**WORK INSTRUCTIONS:**
Give the listing again exactly, omitting its images.

**GIVEN MATERIAL:**
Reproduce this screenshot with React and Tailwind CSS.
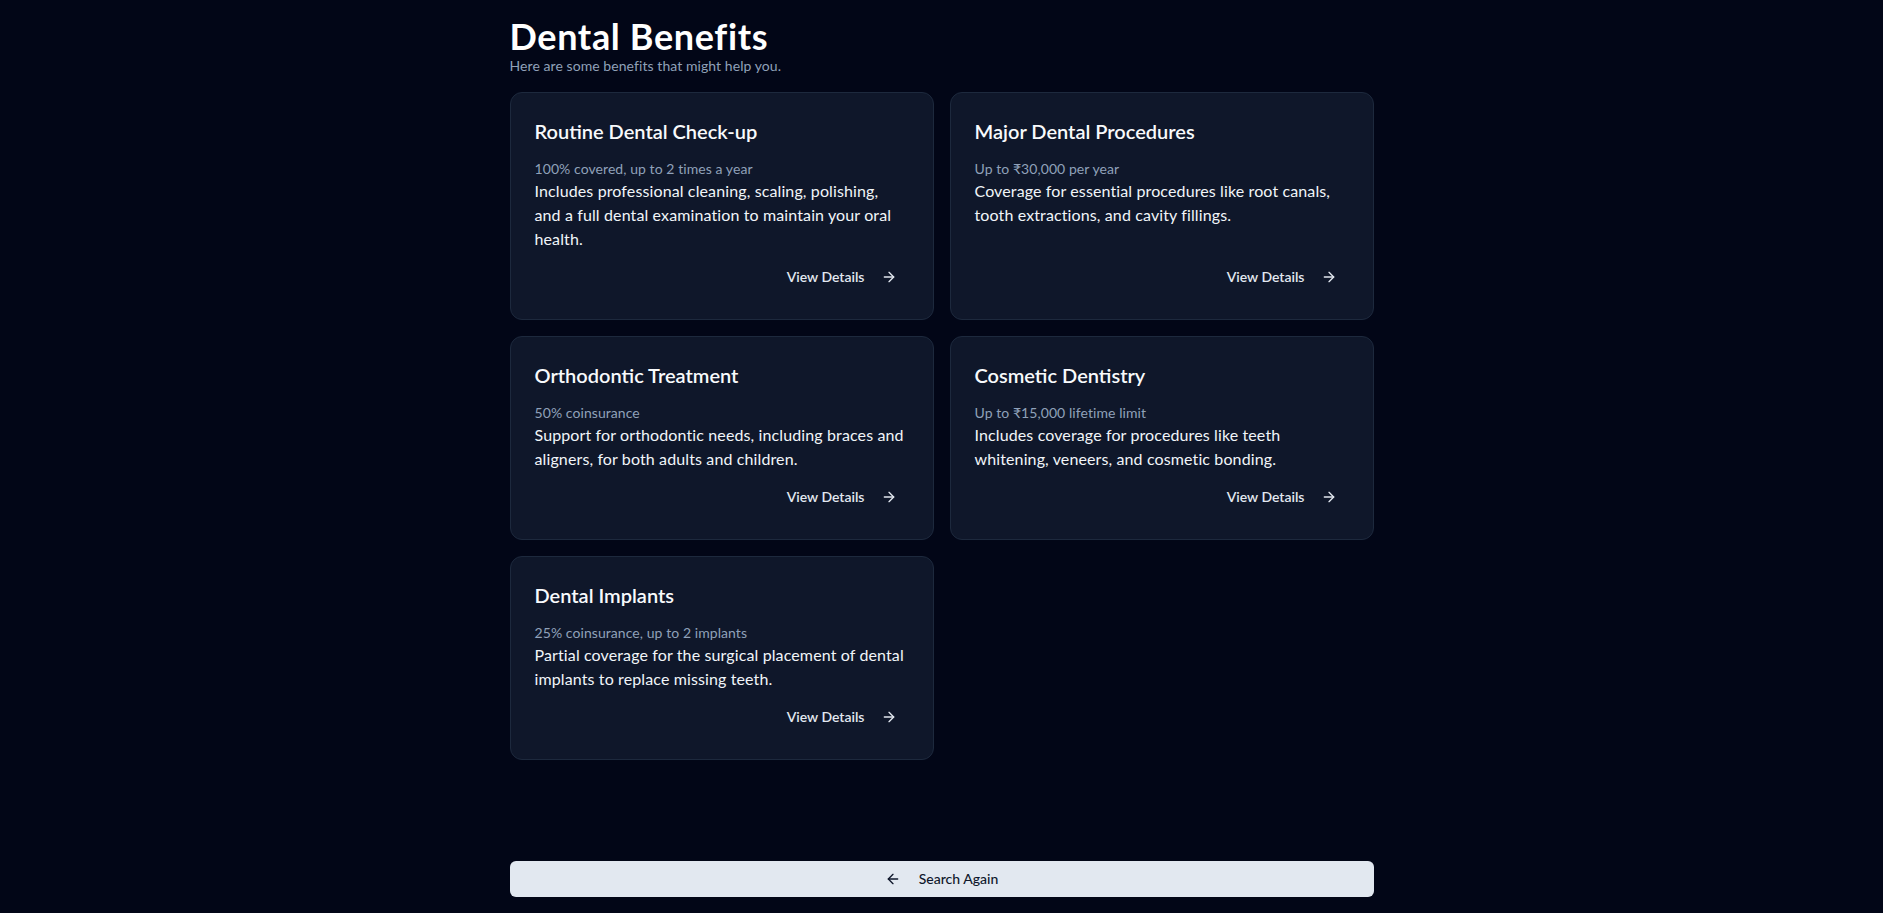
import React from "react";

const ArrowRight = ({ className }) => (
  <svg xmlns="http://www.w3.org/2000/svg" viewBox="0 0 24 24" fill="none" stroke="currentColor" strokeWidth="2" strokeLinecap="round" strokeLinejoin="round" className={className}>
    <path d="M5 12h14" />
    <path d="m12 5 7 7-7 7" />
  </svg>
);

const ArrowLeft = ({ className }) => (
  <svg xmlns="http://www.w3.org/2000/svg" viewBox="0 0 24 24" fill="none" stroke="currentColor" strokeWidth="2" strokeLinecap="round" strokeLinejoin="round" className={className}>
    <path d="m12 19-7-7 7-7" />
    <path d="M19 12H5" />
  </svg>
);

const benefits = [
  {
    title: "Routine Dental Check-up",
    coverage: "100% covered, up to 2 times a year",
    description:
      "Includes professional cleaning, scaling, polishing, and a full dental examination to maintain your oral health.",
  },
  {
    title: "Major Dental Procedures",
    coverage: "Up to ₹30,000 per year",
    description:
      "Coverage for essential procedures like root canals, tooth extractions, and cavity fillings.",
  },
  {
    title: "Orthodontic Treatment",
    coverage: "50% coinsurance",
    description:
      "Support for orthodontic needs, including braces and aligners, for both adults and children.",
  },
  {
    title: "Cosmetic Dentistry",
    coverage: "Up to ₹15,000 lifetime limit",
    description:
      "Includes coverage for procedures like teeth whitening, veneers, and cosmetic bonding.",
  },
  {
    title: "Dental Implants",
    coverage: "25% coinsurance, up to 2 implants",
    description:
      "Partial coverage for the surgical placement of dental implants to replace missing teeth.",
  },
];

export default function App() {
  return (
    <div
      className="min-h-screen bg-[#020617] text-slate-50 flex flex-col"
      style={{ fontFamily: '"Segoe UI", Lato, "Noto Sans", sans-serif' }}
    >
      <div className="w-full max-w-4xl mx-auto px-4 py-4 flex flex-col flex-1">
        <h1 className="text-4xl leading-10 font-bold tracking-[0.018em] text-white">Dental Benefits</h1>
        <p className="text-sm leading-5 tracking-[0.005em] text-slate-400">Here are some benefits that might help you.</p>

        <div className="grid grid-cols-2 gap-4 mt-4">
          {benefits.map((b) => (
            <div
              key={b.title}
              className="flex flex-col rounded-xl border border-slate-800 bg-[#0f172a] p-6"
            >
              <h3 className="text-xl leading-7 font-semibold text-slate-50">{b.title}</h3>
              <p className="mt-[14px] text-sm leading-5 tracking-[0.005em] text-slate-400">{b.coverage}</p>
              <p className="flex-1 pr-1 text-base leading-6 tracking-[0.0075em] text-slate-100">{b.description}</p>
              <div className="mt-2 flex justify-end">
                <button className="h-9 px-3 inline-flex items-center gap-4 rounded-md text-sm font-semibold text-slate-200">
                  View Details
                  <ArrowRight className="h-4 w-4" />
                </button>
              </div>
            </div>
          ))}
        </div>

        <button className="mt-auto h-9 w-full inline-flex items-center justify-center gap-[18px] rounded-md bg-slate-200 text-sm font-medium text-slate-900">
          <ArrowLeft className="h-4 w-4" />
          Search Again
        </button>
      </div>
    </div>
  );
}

**OUTPUT OF THE EXERCISE:**
Reproduce this screenshot with React and Tailwind CSS.
import React from "react";

const ArrowRight = ({ className }) => (
  <svg xmlns="http://www.w3.org/2000/svg" viewBox="0 0 24 24" fill="none" stroke="currentColor" strokeWidth="2" strokeLinecap="round" strokeLinejoin="round" className={className}>
    <path d="M5 12h14" />
    <path d="m12 5 7 7-7 7" />
  </svg>
);

const ArrowLeft = ({ className }) => (
  <svg xmlns="http://www.w3.org/2000/svg" viewBox="0 0 24 24" fill="none" stroke="currentColor" strokeWidth="2" strokeLinecap="round" strokeLinejoin="round" className={className}>
    <path d="m12 19-7-7 7-7" />
    <path d="M19 12H5" />
  </svg>
);

const benefits = [
  {
    title: "Routine Dental Check-up",
    coverage: "100% covered, up to 2 times a year",
    description:
      "Includes professional cleaning, scaling, polishing, and a full dental examination to maintain your oral health.",
  },
  {
    title: "Major Dental Procedures",
    coverage: "Up to ₹30,000 per year",
    description:
      "Coverage for essential procedures like root canals, tooth extractions, and cavity fillings.",
  },
  {
    title: "Orthodontic Treatment",
    coverage: "50% coinsurance",
    description:
      "Support for orthodontic needs, including braces and aligners, for both adults and children.",
  },
  {
    title: "Cosmetic Dentistry",
    coverage: "Up to ₹15,000 lifetime limit",
    description:
      "Includes coverage for procedures like teeth whitening, veneers, and cosmetic bonding.",
  },
  {
    title: "Dental Implants",
    coverage: "25% coinsurance, up to 2 implants",
    description:
      "Partial coverage for the surgical placement of dental implants to replace missing teeth.",
  },
];

export default function App() {
  return (
    <div
      className="min-h-screen bg-[#020617] text-slate-50 flex flex-col"
      style={{ fontFamily: '"Segoe UI", Lato, "Noto Sans", sans-serif' }}
    >
      <div className="w-full max-w-4xl mx-auto px-4 py-4 flex flex-col flex-1">
        <h1 className="text-4xl leading-10 font-bold tracking-[0.018em] text-white">Dental Benefits</h1>
        <p className="text-sm leading-5 tracking-[0.005em] text-slate-400">Here are some benefits that might help you.</p>

        <div className="grid grid-cols-2 gap-4 mt-4">
          {benefits.map((b) => (
            <div
              key={b.title}
              className="flex flex-col rounded-xl border border-slate-800 bg-[#0f172a] p-6"
            >
              <h3 className="text-xl leading-7 font-semibold text-slate-50">{b.title}</h3>
              <p className="mt-[14px] text-sm leading-5 tracking-[0.005em] text-slate-400">{b.coverage}</p>
              <p className="flex-1 pr-1 text-base leading-6 tracking-[0.0075em] text-slate-100">{b.description}</p>
              <div className="mt-2 flex justify-end">
                <button className="h-9 px-3 inline-flex items-center gap-4 rounded-md text-sm font-semibold text-slate-200">
                  View Details
                  <ArrowRight className="h-4 w-4" />
                </button>
              </div>
            </div>
          ))}
        </div>

        <button className="mt-auto h-9 w-full inline-flex items-center justify-center gap-[18px] rounded-md bg-slate-200 text-sm font-medium text-slate-900">
          <ArrowLeft className="h-4 w-4" />
          Search Again
        </button>
      </div>
    </div>
  );
}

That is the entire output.